WASHINGTON (Reuters) - Last week's failed plot to bomb a U.S. passenger jet has exposed lingering fissures within the U.S. intelligence community, which had information from interviews and clandestine intercepts but did not put the pieces together, officials said.
Turf wars between U.S. spy and law enforcement agencies are nothing new. But lapses that allowed a Nigerian suspect to board a Detroit-bound plane with a bomb on Christmas Day, and the finger-pointing that followed, have raised questions about sweeping changes made to improve security and intelligence- sharing after the September 11, 2001, attacks.
President Barack Obama has ordered preliminary findings by Thursday into what he described as a "systemic failure" by federal authorities for allowing the botched December 25 attack.
A senior aide said Obama would seek accountability at the highest levels, stoking fears in the intelligence community of a shake-up. Another official said the review would show "where the dots should have been connected" and why they were not.
Two officials said a focus of the White House review was what happened to intelligence after it was relayed to the National Counterterrorism Center, created in 2004 to collect, integrate and analyze the information as it is gathered.
U.S. intelligence and counterterrorism officials, speaking on condition of anonymity, said spy agencies picked up important information about the suspected would-be-bomber, 23-year-old Umar Farouk Abdulmutallab, and about the intentions of al Qaeda leaders in Yemen, in the months before the attempted bombing.
The intelligence trail began at least four months ago, when the U.S. National Security Agency intercepted communications between al Qaeda leaders in Yemen discussing the possibility of using a "Nigerian" bomber, according to one official briefed on the intelligence.
NO 'MAGIC PIECE OF INTELLIGENCE'
The CIA first learned of Abdulmutallab in November, when his father came to the U.S. Embassy in Nigeria and sought help in finding him, a spokesman said.
The agency said it then worked with the embassy to add Abdulmutallab and his possible Yemeni contacts to the U.S. terrorism database and forwarded biographical information about him to the National Counterterrorism Center.
Although worrying, a U.S. intelligence official said the information the CIA received about Abdulmutallab was sketchy.
"Abdulmutallab's father didn't say his son was a terrorist, let alone planning an attack.
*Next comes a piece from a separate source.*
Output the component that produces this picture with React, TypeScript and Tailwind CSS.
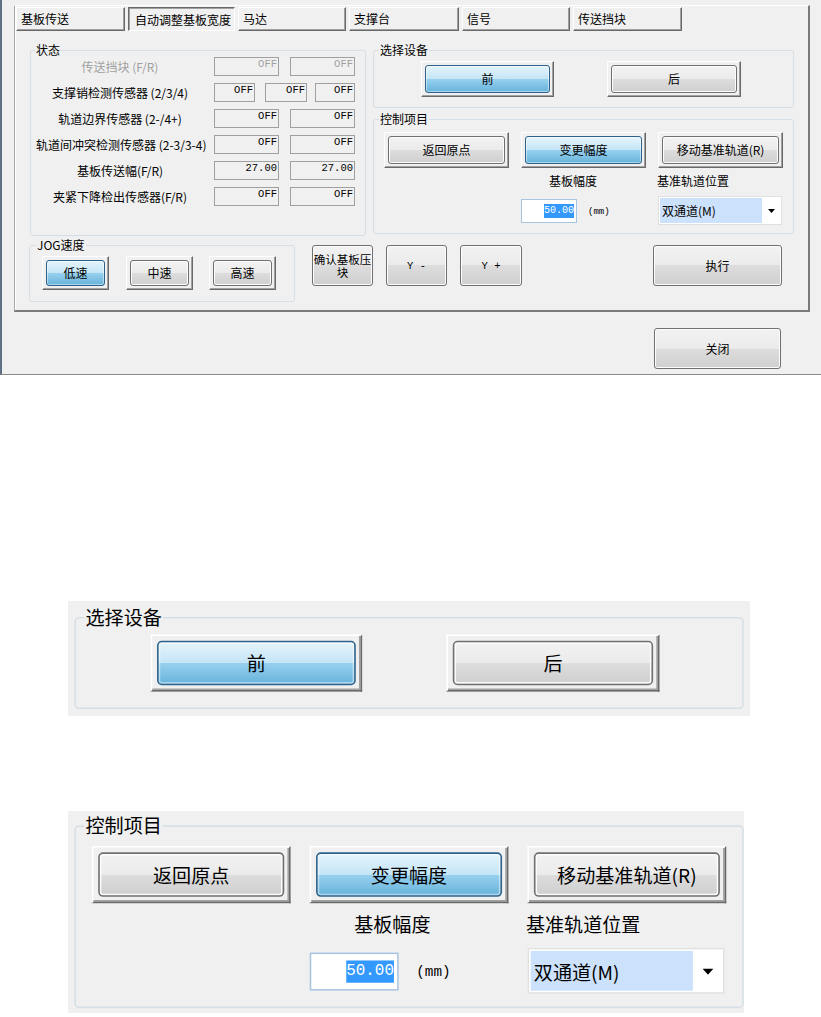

Not at all," the official said.
"I'm not aware of some magic piece of intelligence that suddenly would have flagged this guy -- whose name nobody even had until November -- as a killer en route to America," the intelligence official added.
Senate Intelligence Committee Chairman Dianne Feinstein, a Democrat, said "restrictive" counterterrorism policies were partly to blame by discouraging authorities from placing Abdulmutallab on a "no-fly" list, or from revoking his U.S. visa.
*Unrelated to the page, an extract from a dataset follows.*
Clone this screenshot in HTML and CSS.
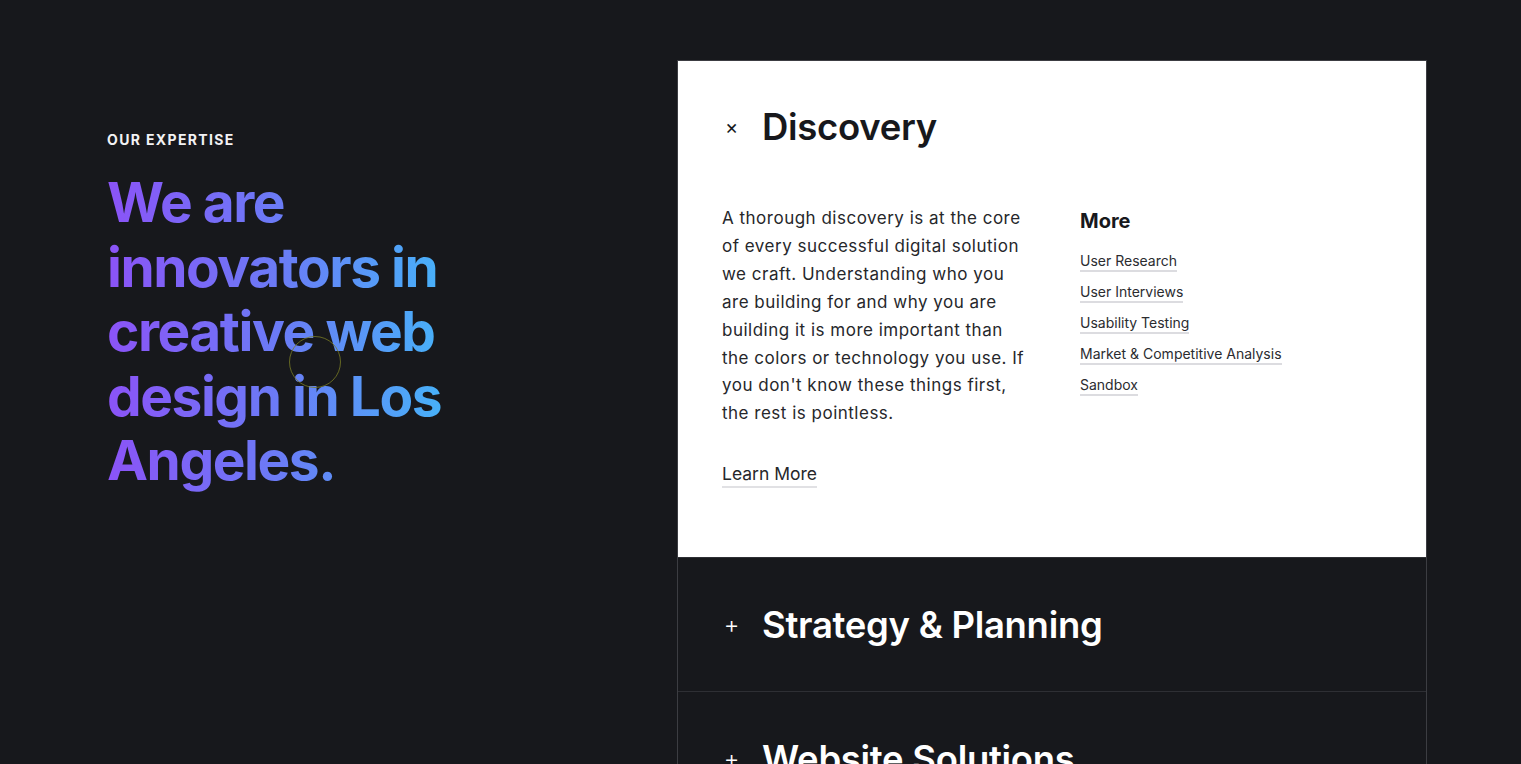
FILE: index.html
```html
<!DOCTYPE html>
<html lang="en">
<head>
<meta charset="utf-8">
<title>Our Expertise</title>
<link rel="stylesheet" href="styles.css">
</head>
<body>
<main class="page">
  <section class="intro">
    <p class="eyebrow">OUR EXPERTISE</p>
    <h1 class="headline">We are innovators in creative web design in Los Angeles.</h1>
  </section>
  <section class="accordion">
    <div class="item open">
      <div class="item-head">
        <span class="toggle">×</span>
        <h2 class="item-title">Discovery</h2>
      </div>
      <div class="item-body">
        <div class="desc">
          <p>A thorough discovery is at the core of every successful digital solution we craft. Understanding who you are building for and why you are building it is more important than the colors or technology you use. If you don't know these things first, the rest is pointless.</p>
          <a class="learn" href="#">Learn More</a>
        </div>
        <div class="more">
          <h3 class="more-title">More</h3>
          <ul class="links">
            <li><a href="#">User Research</a></li>
            <li><a href="#">User Interviews</a></li>
            <li><a href="#">Usability Testing</a></li>
            <li><a href="#">Market &amp; Competitive Analysis</a></li>
            <li><a href="#">Sandbox</a></li>
          </ul>
        </div>
      </div>
    </div>
    <div class="item closed">
      <div class="item-head">
        <span class="toggle plus">+</span>
        <h2 class="item-title">Strategy &amp; Planning</h2>
      </div>
    </div>
    <div class="item closed">
      <div class="item-head">
        <span class="toggle plus">+</span>
        <h2 class="item-title">Website Solutions</h2>
      </div>
    </div>
  </section>
  <div class="cursor-ring"></div>
</main>
</body>
</html>
```

FILE: styles.css
```css
* { box-sizing: border-box; }
html, body {
  margin: 0;
  padding: 0;
  background: #17181c;
  height: 100%;
  overflow: hidden;
}
body {
  font-family: Inter, "Noto Sans", sans-serif;
  color: #fff;
}
.page {
  position: relative;
  display: flex;
  padding: 60px 94px 0 107px;
}
.intro {
  width: 570px;
  flex: none;
  padding-top: 71px;
}
.eyebrow {
  margin: 0;
  font-size: 14px;
  font-weight: 700;
  letter-spacing: 1.35px;
  line-height: 18px;
  color: #f2f2f4;
}
.headline {
  margin: 21px 0 0;
  max-width: 350px;
  font-size: 55px;
  line-height: 64.5px;
  font-weight: 700;
  letter-spacing: -1.45px;
  background: linear-gradient(90deg, #8b53f7 0%, #6a7cf6 50%, #44b6f9 100%);
  -webkit-background-clip: text;
  background-clip: text;
  color: transparent;
}
.accordion {
  flex: 1;
  border-left: 1px solid #3c3d42;
  border-right: 1px solid #3c3d42;
  border-top: 1px solid #3c3d42;
  height: 720px;
}
.item {
  border-bottom: 1px solid #2e2f34;
}
.item.open {
  background: #fff;
  color: #17181c;
  padding: 43px 44px 69px 45px;
}
.item-head {
  display: flex;
  align-items: center;
  gap: 22px;
}
.toggle {
  width: 17px;
  text-align: center;
  font-size: 20px;
  line-height: 20px;
  font-weight: 400;
}
.toggle.plus {
  font-size: 24px;
  font-weight: 300;
}
.item-title {
  margin: 0;
  font-size: 36.5px;
  line-height: 46px;
  font-weight: 600;
  letter-spacing: -0.3px;
}
.item.closed {
  height: 134px;
  padding: 0 44px 0 45px;
  display: flex;
  align-items: center;
}
.item-body {
  display: grid;
  grid-template-columns: 310px 1fr;
  column-gap: 48px;
  margin-top: 55px;
  margin-left: -1px;
}
.desc p {
  margin: 0;
  font-size: 17px;
  line-height: 27.9px;
  letter-spacing: 0.5px;
  color: #26272b;
}
.learn {
  display: inline-block;
  margin-top: 34px;
  font-size: 17.5px;
  line-height: 24px;
  color: #26272b;
  text-decoration: none;
  border-bottom: 2px solid #e1e1e4;
}
.more-title {
  margin: 3px 0 0;
  font-size: 20px;
  line-height: 26px;
  font-weight: 700;
  color: #17181c;
}
.links {
  list-style: none;
  margin: 16px 0 0;
  padding: 0;
}
.links li {
  height: 31px;
}
.links a {
  display: inline-block;
  font-size: 14px;
  line-height: 18px;
  color: #2b2c30;
  text-decoration: none;
  border-bottom: 2px solid #dcdce0;
}
.cursor-ring {
  position: absolute;
  left: 289px;
  top: 336px;
  width: 52px;
  height: 52px;
  border-radius: 50%;
  border: 1px solid rgba(120, 122, 36, 0.8);
  pointer-events: none;
}
```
The policies, Feinstein said, should be changed so the U.S. government can watchlist and deny visas to anyone who is "reasonably believed to be affiliated with, part of, or acting on behalf of a terrorist organization."
Republican Representative Michael Castle singled out the National Counterterrorism Center, or NCTC, the agency that was "designed to connect the dots on terrorism."
"Red flags" were missed across the board, he said. Abdulmutallab had no checked luggage; he paid for his ticket with cash; and British officials had rejected his visa renewal application and had his name on their own watch list.
Some officials pointed to long-standing tensions between the CIA and Director of National Intelligence Dennis Blair, whose office was created in the wake of the September 11 attacks.
A sweeping 2004 intelligence overhaul left gaps in authorities and responsibilities, fueling the discord, they said.
In recent months, the two agencies have sparred over a range of turf issues, including the CIA's control over clandestine operations, according to officials, forcing the White House to intervene.
"The United States government set up NCTC -- and the Office of the Director of National Intelligence -- to connect the dots on terrorism," the U.S. intelligence official said, underlining the growing fissure. "If somebody thinks it could have been done better in this case, they know where to go for answers."
The NCTC and Blair's office declined to comment on any rift. In a statement, Blair said information-sharing within the intelligence community had been "drastically improved" but acknowledged that gaps remained.